Only 14 second-hand flats at 10 large housing estates such as Taikoo Shing on Hong Kong Island and Mei Foo Sun Chun in Kowloon sold over the weekend, down almost 80 per cent from the previous weekend.

The government's measures - seen as a move to prevent a property bubble in the wake of the US Federal Reserve's latest US$600 billion 'quantitative easing' - include additional stamp duty of up to 15 per cent on property speculation and a lower mortgage ratio for costlier flats.

'[The government] can cool the market for a few months but liquidity is the fundamental that the [Hong Kong] government cannot change,' said Goodwin Gaw, the founder of Gaw Capital. 'There is too much liquidity. Where can it go?' said Gaw, who expects to see sales volumes plunge but prices to correct only modestly. 'But it is a good move. At least, prices will stop rising.'

Morgan Stanley said in a research report released yesterday that transactions should slow in the near term and individual sellers might lower asking prices. 'We do not see this as a turning point for Hong Kong property,' it said, adding that favourable fundamentals remained intact while the impact on long-term investors was limited.

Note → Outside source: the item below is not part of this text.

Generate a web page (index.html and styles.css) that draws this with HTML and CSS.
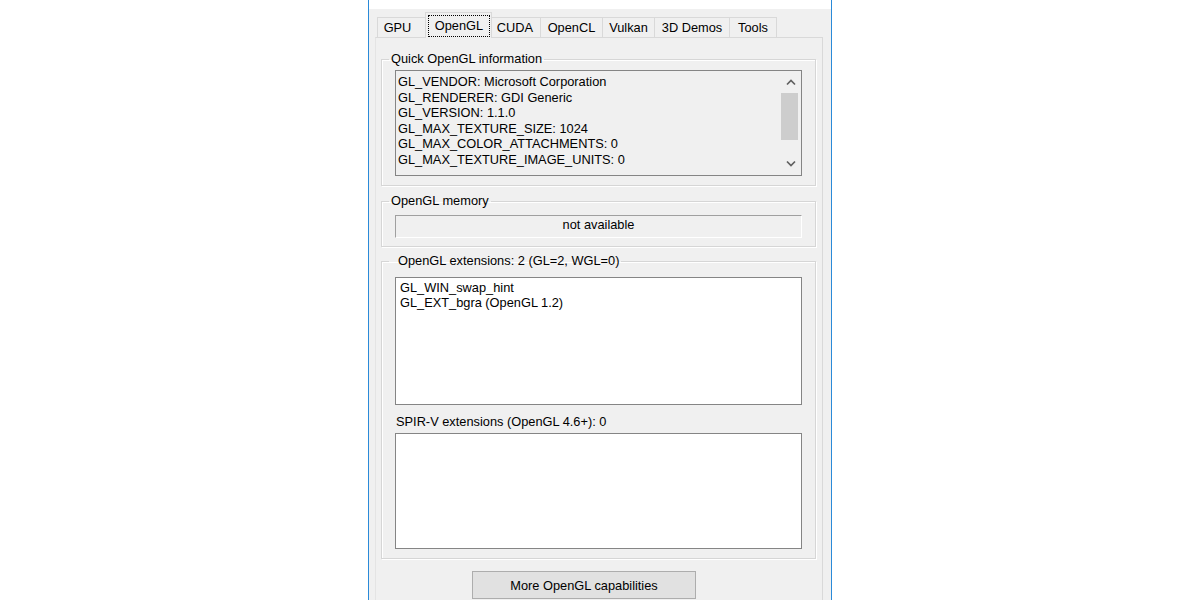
FILE: index.html
```html
<!DOCTYPE html>
<html>
<head>
<meta charset="utf-8">
<title>OpenGL</title>
<link rel="stylesheet" href="styles.css">
</head>
<body>
<div class="window">
  <div class="titlebar"></div>
  <div class="client">
    <div class="tabs">
      <div class="tab tab-gpu">GPU</div>
      <div class="tab tab-opengl active"><span class="focus">OpenGL</span></div>
      <div class="tab tab-cuda">CUDA</div>
      <div class="tab tab-opencl">OpenCL</div>
      <div class="tab tab-vulkan">Vulkan</div>
      <div class="tab tab-demos">3D Demos</div>
      <div class="tab tab-tools">Tools</div>
    </div>
    <div class="panel">
      <fieldset class="group group-quick">
        <legend>Quick OpenGL information</legend>
        <div class="group-body body-quick">
          <div class="listbox list-info">
            <div class="lines lines-info">
              <div>GL_VENDOR: Microsoft Corporation</div>
              <div>GL_RENDERER: GDI Generic</div>
              <div>GL_VERSION: 1.1.0</div>
              <div>GL_MAX_TEXTURE_SIZE: 1024</div>
              <div>GL_MAX_COLOR_ATTACHMENTS: 0</div>
              <div>GL_MAX_TEXTURE_IMAGE_UNITS: 0</div>
            </div>
            <div class="scrollbar">
              <div class="sb-btn"><svg width="12" height="8" viewBox="0 0 12 8"><polyline points="2,6.5 6,2.5 10,6.5" fill="none" stroke="#606060" stroke-width="1.7"/></svg></div>
              <div class="sb-track"><div class="sb-thumb"></div></div>
              <div class="sb-btn"><svg width="12" height="8" viewBox="0 0 12 8"><polyline points="2,1.5 6,5.5 10,1.5" fill="none" stroke="#606060" stroke-width="1.7"/></svg></div>
            </div>
          </div>
        </div>
      </fieldset>
      <fieldset class="group group-mem">
        <legend>OpenGL memory</legend>
        <div class="group-body body-mem">
          <div class="field">not available</div>
        </div>
      </fieldset>
      <fieldset class="group group-ext">
        <legend class="legend-ext">OpenGL extensions: 2 (GL=2, WGL=0)</legend>
        <div class="group-body body-ext">
          <div class="listbox list-ext">
            <div class="lines lines-ext">
              <div>GL_WIN_swap_hint</div>
              <div>GL_EXT_bgra (OpenGL 1.2)</div>
            </div>
          </div>
          <div class="sublabel">SPIR-V extensions (OpenGL 4.6+): 0</div>
          <div class="listbox list-spirv"></div>
        </div>
      </fieldset>
      <button class="btn">More OpenGL capabilities</button>
    </div>
  </div>
</div>
</body>
</html>
```

FILE: styles.css
```css
html, body {
  margin: 0;
  padding: 0;
  background: #ffffff;
}

body {
  font-family: "Liberation Sans", Arial, sans-serif;
  font-size: 12.8px;
  color: #000;
}

.window {
  width: 462px;
  margin: 0 auto;
  border-left: 1px solid #2a8ad8;
  border-right: 1px solid #2a8ad8;
  height: 640px;
  display: flex;
  flex-direction: column;
}

.titlebar {
  height: 9px;
  background: #ffffff;
}

.client {
  flex: 1;
  background: #f0f0f0;
  padding: 3px 8px 0 6px;
  display: flex;
  flex-direction: column;
}

.tabs {
  display: flex;
  align-items: flex-end;
  height: 26px;
  margin-left: 2px;
  margin-bottom: -1px;
  position: relative;
  z-index: 1;
}

.tab {
  box-sizing: border-box;
  height: 20px;
  margin-bottom: 1px;
  margin-left: -1px;
  border: 1px solid #d9d9d9;
  border-bottom: none;
  background: #f0f0f0;
  display: flex;
  align-items: center;
  justify-content: center;
  white-space: nowrap;
  line-height: 16px;
  padding-top: 1px;
}

.tab-gpu { width: 51px; margin-left: 0; padding-right: 10px; }
.tab-opengl { width: 67px; }
.tab-cuda { width: 52px; margin-left: -3px; }
.tab-opencl { width: 63px; }
.tab-vulkan { width: 53px; }
.tab-demos { width: 76px; }
.tab-tools { width: 48px; }

.tab.active {
  height: 26px;
  margin-bottom: 0;
  margin-left: -3px;
  padding: 2px 1px 1px 2px;
  align-items: stretch;
  position: relative;
  z-index: 2;
}

.focus {
  flex: 1;
  border: 1px dotted #000;
  display: flex;
  align-items: center;
  justify-content: center;
  padding-bottom: 1px;
}

.panel {
  flex: 1;
  border: 1px solid #d9d9d9;
  border-left-color: #e4e4e4;
  border-bottom: none;
  display: flex;
  flex-direction: column;
  align-items: flex-start;
}

.group {
  margin: 0 6px 0 5px;
  padding: 0;
  width: 435px;
  box-sizing: border-box;
  border: 1px solid #d6d6d6;
  box-shadow: 1px 1px 0 #ffffff, inset 1px 1px 0 #ffffff;
  min-inline-size: 0;
}

.group legend {
  margin-left: 7px;
  padding: 0 2px;
  line-height: 16px;
  white-space: nowrap;
}

.group legend.legend-ext {
  padding-left: 9px;
}

.group-quick { margin-top: 13px; }
.group-mem { margin-top: 7px; }
.group-ext { margin-top: 6px; }

.group-body {
  padding: 0 13px;
  display: flex;
  flex-direction: column;
}

.body-quick { padding-top: 3px; padding-bottom: 9px; }
.body-mem { padding-top: 6px; padding-bottom: 8px; }
.body-ext { padding-top: 8px; padding-bottom: 9px; }

.listbox {
  box-sizing: border-box;
  width: 407px;
  border: 1px solid #858585;
  background: #ffffff;
  display: flex;
}

.list-info {
  height: 106px;
  background: #f0f0f0;
}

.list-ext { height: 128px; }
.list-spirv { height: 116px; }

.lines {
  flex: 1;
  line-height: 15.6px;
  white-space: nowrap;
  overflow: hidden;
}

.lines-info { padding: 3px 0 0 2px; }
.lines-ext { padding: 1.5px 0 0 4px; }

.scrollbar {
  width: 21px;
  display: flex;
  flex-direction: column;
  background: #f0f0f0;
}

.sb-btn {
  height: 22px;
  display: flex;
  align-items: center;
  justify-content: center;
}

.sb-track {
  flex: 1;
}

.sb-thumb {
  height: 47px;
  margin: 0 3px 0 1px;
  background: #cdcdcd;
}

.field {
  box-sizing: border-box;
  width: 407px;
  height: 23px;
  border-top: 1px solid #a0a0a0;
  border-left: 1px solid #a0a0a0;
  border-right: 1px solid #ffffff;
  border-bottom: 1px solid #ffffff;
  background: #f0f0f0;
  text-align: center;
  line-height: 17px;
}

.sublabel {
  margin: 9px 0 3px 1px;
  line-height: 16px;
  white-space: nowrap;
}

.btn {
  margin: 12px 0 0 96px;
  width: 224px;
  height: 28px;
  box-sizing: border-box;
  border: 1px solid #adadad;
  background: #e1e1e1;
  font-family: "Liberation Sans", Arial, sans-serif;
  font-size: 12.8px;
  color: #000;
  padding: 0;
}
```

For property stocks, Morgan Stanley said SHKP and Sino Land, which have more exposure to the Hong Kong residential market, would be harder hit.

Commenting on yesterday's stock performance, Francis Lun Sheung-nim, general manager of Fulbright Securities, said: '[The measures] took money from the pockets of the speculators and that's why the property stocks fell. It's a reasonable correction.'

Lun said property-related stocks would be under more selling pressure in the near term as investors looked to cash out following the downbeat transaction numbers over the weekend.

Kenny Tang Sing-hing, an executive director at Redford Asset Management, expected long-term buying interest in the local property market to remain intact, however, providing pricing support to the developers. 'Although the turnover may be slowing down, prices may not drop much because interest rates are still very low and fund flows are still coming into the Hong Kong market,' he said.